Exercise goal: Read the lines below and count those that have the word "index". Respond with the number only.

Rows:

▼

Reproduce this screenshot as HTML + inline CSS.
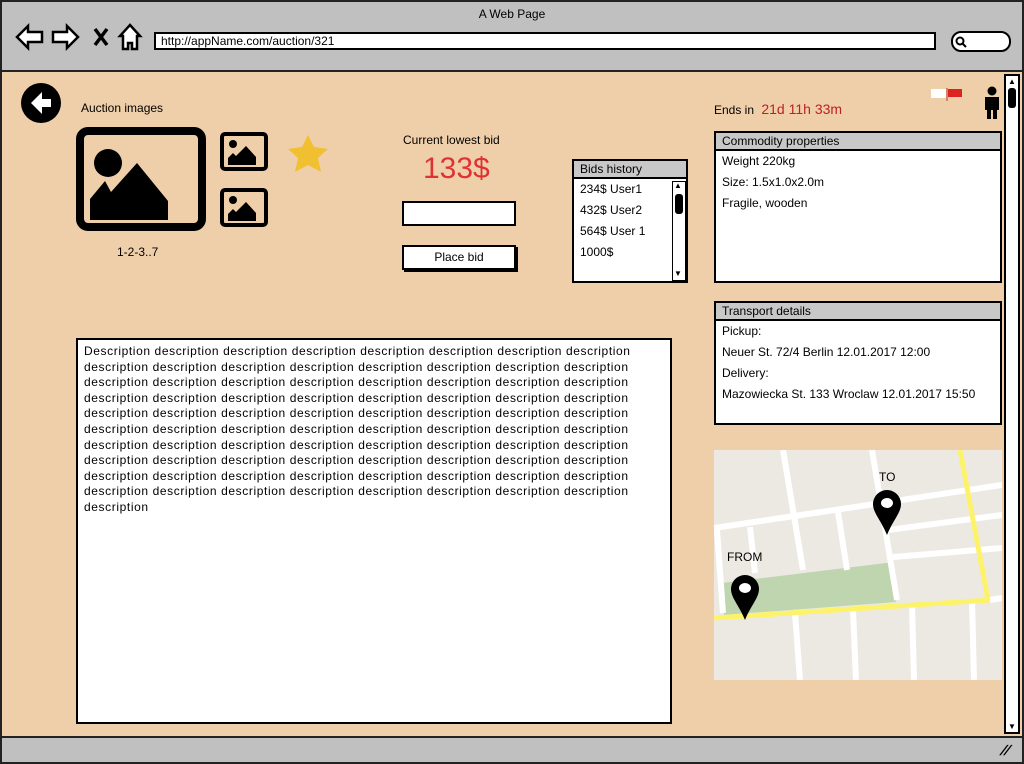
<!DOCTYPE html>
<html><head><meta charset="utf-8"><style>
*{margin:0;padding:0;box-sizing:border-box}
body{width:1024px;height:764px;overflow:hidden;font-family:"Liberation Sans",sans-serif;background:#fff;position:relative}
.a{position:absolute}
.t{font-size:12px;color:#000;white-space:nowrap}
.box{position:absolute;background:#fff;border:2px solid #000}
.hdr{background:#c8c8c8;border-bottom:2px solid #000;font-size:12px;padding:1px 6px;height:18px}
.row{font-size:12px;padding:0 6px;height:21px;line-height:21px}
</style></head><body>
<div class="a" style="left:0;top:0;width:1024px;height:764px;border:2px solid #222;background:#efcfa9"></div>
<div class="a" style="left:2px;top:2px;width:1020px;height:70px;background:#c0c0c0;border-bottom:2px solid #222"></div>
<div class="a t" style="left:0;width:1024px;top:7px;text-align:center">A Web Page</div>
<svg class="a" style="left:14px;top:22px" width="130" height="30" viewBox="0 0 130 30">
<path d="M3 15 L14 4 V10 H28 V20 H14 V26 Z" fill="#fff" stroke="#000" stroke-width="2.5"/>
<path d="M77 15 L66 4 V10 H52 V20 H66 V26 Z" transform="translate(-13 0)" fill="#fff" stroke="#000" stroke-width="2.5"/>
<path d="M81 7 L93 23 M93 7 L81 23" stroke="#000" stroke-width="3.5"/>
<path d="M116 3 L106 14 H109 V27 H114 V21 H118 V27 H123 V14 H126 Z" fill="#fff" stroke="#000" stroke-width="2.5"/>
</svg>
<div class="a" style="left:154px;top:32px;width:782px;height:18px;background:#fff;border:2px solid #000;font-size:12px;padding-left:5px;line-height:14px">http://appName.com/auction/321</div>
<div class="a" style="left:951px;top:31px;width:60px;height:21px;background:#fff;border:2px solid #000;border-radius:10px"></div>
<svg class="a" style="left:955px;top:36px" width="12" height="12"><circle cx="5" cy="5" r="3.5" fill="none" stroke="#000" stroke-width="2"/><path d="M7.5 7.5 L11 11" stroke="#000" stroke-width="2"/></svg>
<div class="a" style="left:1004px;top:74px;width:16px;height:660px;background:#fff;border:2px solid #000"></div>
<div class="a" style="left:1008px;top:88px;width:8px;height:20px;background:#000;border-radius:3px"></div>
<div class="a" style="left:1008px;top:77px;font-size:8px">▲</div>
<div class="a" style="left:1008px;top:722px;font-size:8px">▼</div>
<div class="a" style="left:2px;top:736px;width:1020px;height:26px;background:#c0c0c0;border-top:2px solid #222"></div>
<div class="a" style="left:1002px;top:742px;font-size:14px;font-weight:bold;transform:skewX(-30deg)">//</div>
<svg class="a" style="left:20px;top:82px" width="42" height="42"><circle cx="21" cy="21" r="20" fill="#000"/><path d="M22 10 L11 21 L22 32 V25 H31 V17 H22 Z" fill="#fff"/></svg>
<div class="a t" style="left:81px;top:101px">Auction images</div>
<div class="a t" style="left:714px;top:101px">Ends in <span style="color:#b22;font-size:14px;margin-left:4px">21d 11h 33m</span></div>
<svg class="a" style="left:930px;top:87px" width="34" height="14"><path d="M1 2 H16 V11 H1Z" fill="#fff"/><path d="M17 1 V14" stroke="#b33" stroke-width="1"/><path d="M18 2 H32 V10 H18Z" fill="#d22"/></svg>
<svg class="a" style="left:982px;top:86px" width="20" height="34"><circle cx="10" cy="5" r="4.5"/><path d="M3 11 H17 V24 H15 V33 H11 V24 H9 V33 H5 V24 H3Z"/></svg>
<svg class="a" style="left:76px;top:127px" width="256" height="104">
<rect x="4" y="4" width="122" height="96" rx="8" fill="none" stroke="#000" stroke-width="8"/>
<circle cx="32" cy="36" r="14"/><path d="M14 93 V72 L29 54 L35 65 L61 36 L92 74 V93Z"/>
<rect x="146" y="7" width="44" height="35" rx="3" fill="none" stroke="#000" stroke-width="4"/>
<circle cx="157" cy="17" r="4"/><path d="M152 38 V31 L157 26 L160 29 L170 19 L180 30 V38Z"/>
<rect x="146" y="63" width="44" height="35" rx="3" fill="none" stroke="#000" stroke-width="4"/>
<circle cx="157" cy="73" r="4"/><path d="M152 94 V87 L157 82 L160 85 L170 75 L180 86 V94Z"/>
<path d="M232 8 L238 20 L252 22 L242 31 L245 45 L232 38 L219 45 L222 31 L212 22 L226 20Z" fill="#f0c030"/>
</svg>
<div class="a t" style="left:117px;top:245px">1-2-3..7</div>
<div class="a t" style="left:403px;top:133px">Current lowest bid</div>
<div class="a" style="left:423px;top:152px;font-size:30px;color:#d33">133$</div>
<div class="box" style="left:402px;top:201px;width:114px;height:25px"></div>
<div class="box" style="left:402px;top:245px;width:114px;height:25px;box-shadow:2px 2px 0 #000;font-size:12px;text-align:center;line-height:21px">Place bid</div>
<div class="box" style="left:572px;top:159px;width:116px;height:124px">
<div class="hdr" style="padding-left:6px">Bids history</div>
<div class="row">234$ User1</div><div class="row">432$ User2</div><div class="row">564$ User 1</div><div class="row">1000$</div>
<div class="a" style="left:98px;top:20px;width:14px;height:100px;border:1.5px solid #000"></div>
<div class="a" style="left:101px;top:33px;width:8px;height:20px;background:#000;border-radius:3px"></div>
<div class="a" style="left:100px;top:20px;font-size:8px">▲</div><div class="a" style="left:100px;top:108px;font-size:8px">▼</div>
</div>
<div class="box" style="left:714px;top:131px;width:288px;height:152px">
<div class="hdr">Commodity properties</div>
<div class="row">Weight 220kg</div><div class="row">Size: 1.5x1.0x2.0m</div><div class="row">Fragile, wooden</div>
</div>
<div class="box" style="left:714px;top:301px;width:288px;height:124px">
<div class="hdr">Transport details</div>
<div class="row">Pickup:</div><div class="row">Neuer St. 72/4 Berlin 12.01.2017 12:00</div><div class="row">Delivery:</div><div class="row">Mazowiecka St. 133 Wroclaw 12.01.2017 15:50</div>
</div>
<div class="box" style="left:76px;top:338px;width:596px;height:386px;font-size:12px;line-height:15.6px;padding:4px 6px;letter-spacing:0.6px;white-space:normal">Description description description description description description description description description description description description description description description description description description description description description description description description description description description description description description description description description description description description description description description description description description description description description description description description description description description description description description description description description description description description description description description description description description description description description description description description description description description description description description description description description</div>
<svg class="a" style="left:714px;top:450px" width="288" height="230" viewBox="0 0 288 230">
<rect width="288" height="230" fill="#ece9e2"/>
<path d="M8 133 L180 112 L182 152 L10 165Z" fill="#bfd5b0"/>
<g stroke="#fff" stroke-width="6" fill="none">
<path d="M0 78 L288 35"/><path d="M69 0 L89 120"/><path d="M81 163 L86 230"/><path d="M158 0 L183 150"/>
<path d="M174 80 L288 65"/><path d="M179 107 L288 98"/><path d="M36 77 L41 123"/><path d="M124 62 L133 120"/>
<path d="M3 80 L9 163"/><path d="M139 160 L142 230"/><path d="M198 155 L200 230"/><path d="M258 150 L260 230"/><path d="M276 150 L288 148"/>
</g>
<g stroke="#fdf36a" stroke-width="5" fill="none"><path d="M0 168 L276 150"/><path d="M246 0 L274 150"/></g>
<g><path d="M173 40 a14 14 0 0 1 14 14 c0 9 -8 16 -14 31 c-6 -15 -14 -22 -14 -31 a14 14 0 0 1 14 -14z"/><ellipse cx="173" cy="53" rx="6" ry="5" fill="#fff"/>
<path d="M31 125 a14 14 0 0 1 14 14 c0 9 -8 16 -14 31 c-6 -15 -14 -22 -14 -31 a14 14 0 0 1 14 -14z"/><ellipse cx="31" cy="138" rx="6" ry="5" fill="#fff"/></g>
<text x="165" y="31" font-size="12" font-family="Liberation Sans">TO</text>
<text x="13" y="111" font-size="12" font-family="Liberation Sans">FROM</text>
</svg>
</body></html>
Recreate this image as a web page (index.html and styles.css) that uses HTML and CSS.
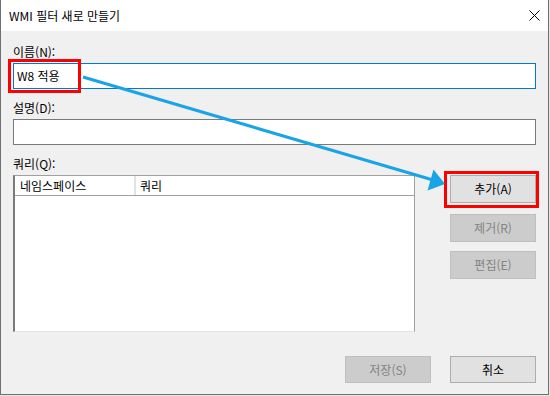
FILE: index.html
```html
<!DOCTYPE html>
<html lang="ko">
<head>
    <meta charset="UTF-8">
    <title>WMI 필터 새로 만들기</title>
    <link rel="stylesheet" href="styles.css">
</head>
<body>
    <div class="window">
        <div class="titlebar">
            <span class="title">WMI 필터 새로 만들기</span>
            <svg class="close" width="11" height="11" viewBox="0 0 11 11">
                <path d="M0.5 0.5 L10.5 10.5 M10.5 0.5 L0.5 10.5" stroke="#000" stroke-width="1" fill="none"/>
            </svg>
        </div>

        <div class="content">
            <label class="field-label">이름(N):</label>
            <div class="textbox focused">W8 적용</div>

            <label class="field-label">설명(D):</label>
            <div class="textbox"></div>

            <label class="field-label">쿼리(Q):</label>
            <div class="query-row">
                <div class="listview">
                    <div class="list-header">
                        <div class="col col-ns">네임스페이스</div>
                        <div class="col col-query">쿼리</div>
                    </div>
                </div>
                <div class="side-buttons">
                    <button class="btn">추가(A)</button>
                    <button class="btn disabled btn-remove">제거(R)</button>
                    <button class="btn disabled btn-edit">편집(E)</button>
                </div>
            </div>

            <div class="footer">
                <button class="btn disabled">저장(S)</button>
                <button class="btn">취소</button>
            </div>
        </div>
    </div>

    <!-- 주석 표시 (빨간 상자, 파란 화살표) -->
    <svg class="annotations" width="550" height="396" viewBox="0 0 550 396">
        <rect x="9.5" y="60.5" width="70" height="31" fill="none" stroke="#ff0000" stroke-width="3"/>
        <rect x="445.5" y="172.5" width="92" height="34" fill="none" stroke="#ff0000" stroke-width="3"/>
        <line x1="83" y1="77" x2="433" y2="180" stroke="#19a4e6" stroke-width="3"/>
        <polygon points="445,184 427.5,190.5 433.5,169.5" fill="#19a4e6"/>
    </svg>
</body>
</html>
```

FILE: styles.css
```css
body {
    margin: 0;
    background: #e6e6e6;
    font-family: "Noto Sans CJK KR", "Noto Sans", sans-serif;
    font-size: 12px;
    color: #000;
}
.window {
    width: 549px;
    height: 395px;
    box-sizing: border-box;
    border: 1px solid #707070;
    border-top: none;
    background: #f0f0f0;
    display: flex;
    flex-direction: column;
}
.titlebar {
    height: 31px;
    flex-shrink: 0;
    background: #fff;
    display: flex;
    align-items: center;
    justify-content: space-between;
    padding: 0 8px 0 8px;
}
.title {
    line-height: 15px;
}
.close {
    display: block;
}
.content {
    flex: 1;
    display: flex;
    flex-direction: column;
    padding: 13px 12px 0 12px;
}
.field-label {
    line-height: 15px;
    height: 15px;
    margin-bottom: 4px;
}
.field-label + .textbox {
    margin-bottom: 11px;
}
.textbox {
    height: 26px;
    box-sizing: border-box;
    border: 1px solid #7a7a7a;
    background: #fff;
    padding: 0 3px;
    line-height: 24px;
}
.textbox.focused {
    border-color: #0078d7;
}
.query-row {
    display: flex;
    justify-content: space-between;
}
.listview {
    width: 402px;
    height: 157px;
    box-sizing: border-box;
    background: #fff;
    border-top: 1px solid #a0a0a0;
    border-left: 2px solid #7a7a7a;
    border-right: 1px solid #a0a0a0;
    border-bottom: 1px solid #e3e3e3;
}
.list-header {
    display: flex;
    height: 20px;
    box-sizing: border-box;
    border-bottom: 1px solid #a0a0a0;
    line-height: 19px;
}
.col {
    padding-left: 5px;
}
.col-ns {
    width: 114px;
    border-right: 2px solid #e3e3e3;
}
.col-query {
    padding-left: 4px;
}
.side-buttons {
    width: 86px;
    display: flex;
    flex-direction: column;
}
.btn {
    width: 86px;
    height: 28px;
    box-sizing: border-box;
    background: #e1e1e1;
    border: 1px solid #adadad;
    font-family: inherit;
    font-size: 12px;
    color: #000;
    padding: 0;
    line-height: 26px;
}
.btn.disabled {
    background: #cccccc;
    border-color: #bfbfbf;
    color: #838383;
}
.btn-remove {
    margin-top: 11px;
}
.btn-edit {
    margin-top: 9px;
}
.footer {
    display: flex;
    justify-content: flex-end;
    gap: 19px;
    margin-top: 24px;
}
.footer .btn {
    height: 27px;
    line-height: 25px;
}
.annotations {
    position: absolute;
    top: 0;
    left: 0;
    pointer-events: none;
}
```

▲

Solution to this task: 2